My background in search-and-rescue work began in 1989 when I set out to train my dog to find lost people and ultimately switched over (in 1997) to searching for lost pets. During my early research into lost pet behaviors, it was natural for me to apply the same search methods and use the same equipment I had used to find lost people and use them to solve Missing Cat cases. My cat detection dog Rachel and I were consistently finding “missing” cats very close to home, concealed and hiding somewhere (under a deck, under a porch, under a house, concealed in bushes, etc.) and the majority were either on the owner’s property or in the yard next door.
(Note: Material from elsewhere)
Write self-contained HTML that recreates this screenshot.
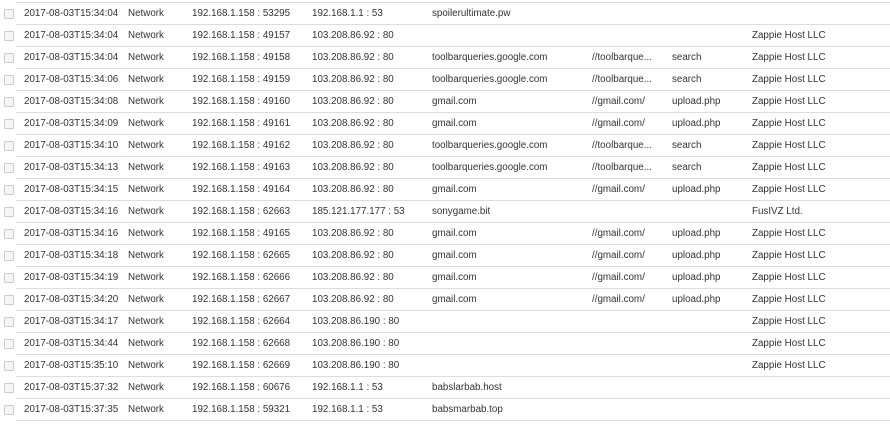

In those early years I discovered that no one had ever studied lost pet behaviors, and there was no data available on the typical distances that lost dogs or lost cats travel. It wasn’t until 2013 when my first organization, Missing Pet Partnership, finally compiled statistics on lost cat behaviors and discovered that 84% of 128 lost outdoor-access cats were found within a five-house radius of their home, and that 92% of 158 cases of displaced, indoor-only cats who’d escaped outside were also found within a five-house radius of their home. I remember sharing this data with people on the Internet and I was blasted by someone who said that my data amounted to an “unscientific” Study and that my sample size was too small to claim it was good data. That was the day that I knew that someone needed to conduct a study on lost cats to determine the typical distances that they travel. I tried to get the word out about the need for a study, but met with little success, so I just kept focused on finding pets and training more people.Then in 2017, seventeen years after I first saw the need to study lost pet behavior, I was contacted by Emeritus Professor Jacquie Rand from the University of Queensland after she heard about some preliminary “lost cat behavior” statistics that I had presented at a conference. Professor Rand felt that this data was so critical to disseminate into the animal welfare, sheltering, and veterinary industry that she suggested we collaborate to conduct the Missing Cat Study. Below is a copy of the study which verifies nearly everything I discovered so many years ago—the primary search area for a missing cat needs to be close to the point where it was last seen and the most successful search method to find a missing cat a slow, methodical search of the nearby areas (i.e. neighbor’s yards). It is my hope that this information will encourage the develop of professional and volunteer lost cat recovery teams throughout North America and abroad. My next goal is to collaborate to conduct a much-needed “Missing Dog Study” to learn more about the distances and most effective search methods used to recover lost dogs.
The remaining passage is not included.